#### Exercise directions:
Without the pictures, extract every line from the start of the material to the line containing "AlarmClock, Bluetooth, Search", both ends included.

+ + + +

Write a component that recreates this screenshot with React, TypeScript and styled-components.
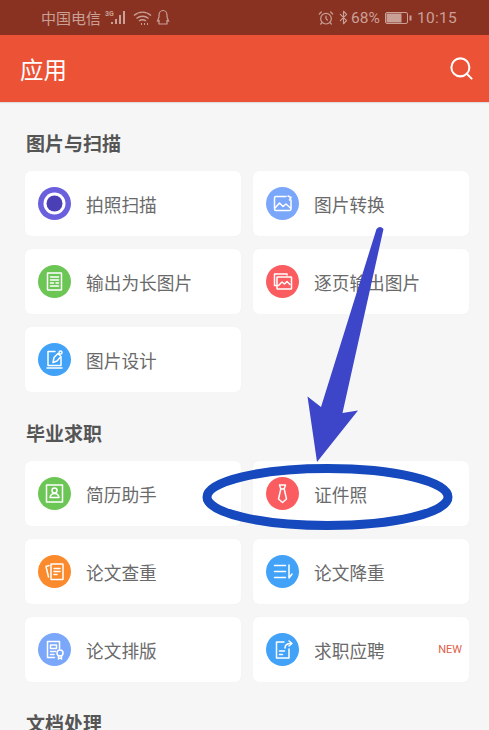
import React from 'react'
import styled, { createGlobalStyle } from 'styled-components'
import { AlarmClock, Bluetooth, Search } from 'lucide-react'

const GlobalStyle = createGlobalStyle`
  html, body {
    margin: 0;
    padding: 0;
    height: 730px;
    overflow: hidden;
    background: #f6f6f6;
    font-family: "Noto Sans CJK SC", "Noto Sans", sans-serif;
  }
`
const Page = styled.div`
  position: relative;
  width: 489px;
  height: 730px;
  overflow: hidden;
  background: #f6f6f6;
`
const StatusBar = styled.div`
  height: 35px;
  background: #8a3222;
  color: #c9a096;
  display: flex;
  align-items: center;
  justify-content: space-between;
  padding: 0 32px 0 41px;
`
const StatusGroup = styled.div`
  display: flex;
  align-items: center;
  gap: ${(p: { $gap: number }) => p.$gap}px;
`
const Carrier = styled.span`
  font-size: 15px;
  line-height: 20px;
`
const Percent = styled.span`
  font-family: Roboto, sans-serif;
  font-size: 15.5px;
  line-height: 20px;
  margin: 0 3px 0 -2px;
`
const Time = styled.span`
  font-family: Roboto, sans-serif;
  font-size: 15.5px;
  line-height: 20px;
  margin-left: 3px;
  letter-spacing: 0.3px;
`
const Header = styled.header`
  height: 67px;
  background: #eb5236;
  color: #fff;
  display: flex;
  align-items: center;
  justify-content: space-between;
  padding: 0 14px 0 20px;
  box-shadow: 0 1px 1px rgba(0, 0, 0, 0.1);
`
const HeaderTitle = styled.h1`
  margin: 0;
  font-size: 23.5px;
  font-weight: 400;
  line-height: 32px;
`
const Main = styled.main`
  padding: 28px 21px 0 25px;
  display: flex;
  flex-direction: column;
  gap: 28px;
`
const SectionTitle = styled.h2`
  margin: 0 0 15px 1px;
  font-size: 19px;
  font-weight: 700;
  line-height: 26px;
  color: #555;
`
const Grid = styled.div`
  display: grid;
  grid-template-columns: 216px 216px;
  grid-auto-rows: 65px;
  column-gap: 12px;
  row-gap: 13px;
`
const Card = styled.div`
  background: #fff;
  border-radius: 6px;
  display: flex;
  align-items: center;
  gap: 15px;
  padding: 0 7px 0 13px;
  box-shadow: 0 0 1px rgba(0, 0, 0, 0.06);
`
const IconCircle = styled.div<{ $color: string }>`
  width: 33px;
  height: 33px;
  flex: none;
  border-radius: 50%;
  background: ${(p) => p.$color};
  display: flex;
  align-items: center;
  justify-content: center;
  svg {
    display: block;
  }
`
const CardLabel = styled.span`
  font-size: 17.7px;
  line-height: 24px;
  color: #6a6a6a;
`
const NewTag = styled.span`
  margin-left: auto;
  font-family: Roboto, sans-serif;
  font-size: 11px;
  color: #e0604a;
`
const Overlay = styled.svg`
  position: absolute;
  left: 0;
  top: 0;
  pointer-events: none;
`

const line = {
  fill: 'none',
  stroke: '#fff',
  strokeWidth: 1.5,
  strokeLinecap: 'round' as const,
  strokeLinejoin: 'round' as const,
}

const Glyph = ({ children }: { children: React.ReactNode }) => (
  <svg width="33" height="33" viewBox="0 0 33 33" {...line}>
    {children}
  </svg>
)

const ScanIcon = () => (
  <svg width="33" height="33" viewBox="0 0 33 33">
    <circle cx="16.5" cy="16.5" r="11" fill="#fff" />
    <circle cx="16.5" cy="16.5" r="8" fill="#4b3fb5" />
  </svg>
)
const ConvertIcon = () => (
  <Glyph>
    <path d="M20 9.500H10a1.500 1.500 0 0 0-1.500 1.500v11a1.500 1.500 0 0 0 1.500 1.500h13.500a1.500 1.500 0 0 0 1.500-1.500v-9" />
    <path d="M9 21l4.500-5 3.500 3.500 3-2.500 4.500 4" />
    <path d="M22 9l3 1.500-1.500 2.500" />
  </Glyph>
)
const LongImageIcon = () => (
  <Glyph>
    <rect x="9.500" y="8" width="14" height="17" rx="0.500" />
    <path d="M12.500 12h8M12.500 15h8M12.500 18h3M18 18h2.500M12.500 21h8" />
  </Glyph>
)
const PagesIcon = () => (
  <Glyph>
    <path d="M21 10V9H8.500v11.500h2" />
    <rect x="11" y="12" width="14.500" height="12" rx="0.500" />
    <path d="M12.500 20.500l3.500-3.500 2.500 2 2.500-2.500 3 3" />
  </Glyph>
)
const DesignIcon = () => (
  <Glyph>
    <path d="M17 8.500H10v14h13v-8" />
    <path d="M15 19.500l1-5 4-4 3 3-4 4.500z" />
    <path d="M9 25h15" />
    <circle cx="22.500" cy="9.500" r="1.500" />
  </Glyph>
)
const ResumeIcon = () => (
  <Glyph>
    <rect x="8.500" y="8" width="16" height="17" />
    <circle cx="16.500" cy="13.500" r="2.500" />
    <path d="M12 20.500c.500-3 2-4 4.500-4s4 1 4.500 4z" />
  </Glyph>
)
const TieIcon = () => (
  <Glyph>
    <path d="M13.500 8h6l-1.300 4h-3.400z" />
    <path d="M14.800 12l-2.300 10 4 3.500 4-3.500-2.300-10" />
  </Glyph>
)
const CheckIcon = () => (
  <Glyph>
    <rect x="13" y="9" width="12" height="15.500" rx="0.500" />
    <path d="M16 13.500h6M16 16.500h6M16 19.500h3" />
    <path d="M11 10.500l-3 1 2.500 10.500" />
  </Glyph>
)
const ReduceIcon = () => (
  <Glyph>
    <path d="M8.500 10.500h11M8.500 16.500h11M8.500 22.500h11" />
    <path d="M23 10v13l3-4" />
  </Glyph>
)
const FormatIcon = () => (
  <Glyph>
    <path d="M21.500 16V8.500H9.500v16h7" />
    <path d="M12.500 12h6v3.500h-6zM12.500 18.500h5M12.500 21.500h3.500" />
    <circle cx="22" cy="20" r="3" />
    <path d="M20.500 23v3l1.500-1 1.500 1v-3" />
  </Glyph>
)
const ApplyIcon = () => (
  <Glyph>
    <path d="M18 9h-7.500v16h12.500v-9" />
    <path d="M19 15c0-3 2-4.500 6-4.500" />
    <path d="M23 8l3 2.500-3 2.500" />
    <path d="M13.500 18h5M13.500 21.500h3" />
  </Glyph>
)

const sections = [
  {
    title: '图片与扫描',
    items: [
      { label: '拍照扫描', color: '#6a5fdc', icon: <ScanIcon /> },
      { label: '图片转换', color: '#7ba7fb', icon: <ConvertIcon /> },
      { label: '输出为长图片', color: '#6cc655', icon: <LongImageIcon /> },
      { label: '逐页输出图片', color: '#fa5c60', icon: <PagesIcon /> },
      { label: '图片设计', color: '#41a2f8', icon: <DesignIcon /> },
    ],
  },
  {
    title: '毕业求职',
    items: [
      { label: '简历助手', color: '#6cc655', icon: <ResumeIcon /> },
      { label: '证件照', color: '#fa5c60', icon: <TieIcon /> },
      { label: '论文查重', color: '#fb8a2c', icon: <CheckIcon /> },
      { label: '论文降重', color: '#41a2f8', icon: <ReduceIcon /> },
      { label: '论文排版', color: '#7ba7fb', icon: <FormatIcon /> },
      { label: '求职应聘', color: '#41a2f8', icon: <ApplyIcon />, isNew: true },
    ],
  },
]

const SignalIcon = () => (
  <svg width="24" height="18" viewBox="0 0 24 18" fill="#c9a096">
    <text x="0" y="7" fontSize="7" fontWeight="700" fontFamily="Roboto, sans-serif">3G</text>
    <rect x="6" y="13" width="2" height="2" />
    <rect x="10" y="10" width="2" height="5" />
    <rect x="14" y="6" width="2" height="9" />
    <rect x="18" y="2" width="2" height="13" />
  </svg>
)
const WifiIcon = () => (
  <svg width="19" height="16" viewBox="0 0 19 16" fill="none" stroke="#c9a096" strokeWidth="1.4">
    <path d="M1 5.500c5-4.500 12-4.500 17 0" />
    <path d="M3.500 8.500c3.500-3 8.500-3 12 0" />
    <path d="M6 11c2-1.500 5-1.500 7 0" />
    <path d="M8 14h1M11 14h1M14 14h1" strokeWidth="2" />
  </svg>
)
const QQIcon = () => (
  <svg width="14" height="17" viewBox="0 0 14 17" fill="none" stroke="#c9a096" strokeWidth="1.200">
    <path d="M3 8V6a4 4.500 0 0 1 8 0v2l1.500 4-1.500-.5C10.500 13 11.500 14.500 11 15H3c-.5-.5.500-2 0-3.500L1.500 12z" />
  </svg>
)
const BatteryIcon = () => (
  <svg width="27" height="14" viewBox="0 0 27 14">
    <rect x="0.500" y="1.500" width="22" height="11" rx="1.500" fill="none" stroke="#c9a096" />
    <rect x="1.500" y="2.500" width="15" height="9" fill="#c9a096" />
    <rect x="24.500" y="4.500" width="2" height="5" fill="#c9a096" />
  </svg>
)

export default function App() {
  return (
    <Page>
      <GlobalStyle />
      <StatusBar>
        <StatusGroup $gap={4}>
          <Carrier>中国电信</Carrier>
          <SignalIcon />
          <WifiIcon />
          <QQIcon />
        </StatusGroup>
        <StatusGroup $gap={2}>
          <AlarmClock size={16} strokeWidth={1.8} />
          <Bluetooth size={15} strokeWidth={1.8} />
          <Percent>68%</Percent>
          <BatteryIcon />
          <Time>10:15</Time>
        </StatusGroup>
      </StatusBar>
      <Header>
        <HeaderTitle>应用</HeaderTitle>
        <Search size={27} strokeWidth={1.8} />
      </Header>
      <Main>
        {sections.map((section) => (
          <section key={section.title}>
            <SectionTitle>{section.title}</SectionTitle>
            <Grid>
              {section.items.map((item) => (
                <Card key={item.label}>
                  <IconCircle $color={item.color}>{item.icon}</IconCircle>
                  <CardLabel>{item.label}</CardLabel>
                  {item.isNew && <NewTag>NEW</NewTag>}
                </Card>
              ))}
            </Grid>
          </section>
        ))}
        <section>
          <SectionTitle>文档处理</SectionTitle>
        </section>
      </Main>
      {/* hand-drawn annotation over the page */}
      <Overlay width="489" height="730" viewBox="0 0 489 730">
        <path
          d="M376.500 229 Q380 225 383.500 229 L342.500 413 L358 410.500 L317 462 L307.500 396.500 L321 407 Z"
          fill="#3d45c9"
        />
        <ellipse cx="327.500" cy="497" rx="120.500" ry="28.500" fill="none" stroke="#1549bd" strokeWidth="9" />
      </Overlay>
    </Page>
  )
}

+ + + +

#### Result of this exercise:
Write a component that recreates this screenshot with React, TypeScript and styled-components.
import React from 'react'
import styled, { createGlobalStyle } from 'styled-components'
import { AlarmClock, Bluetooth, Search } from 'lucide-react'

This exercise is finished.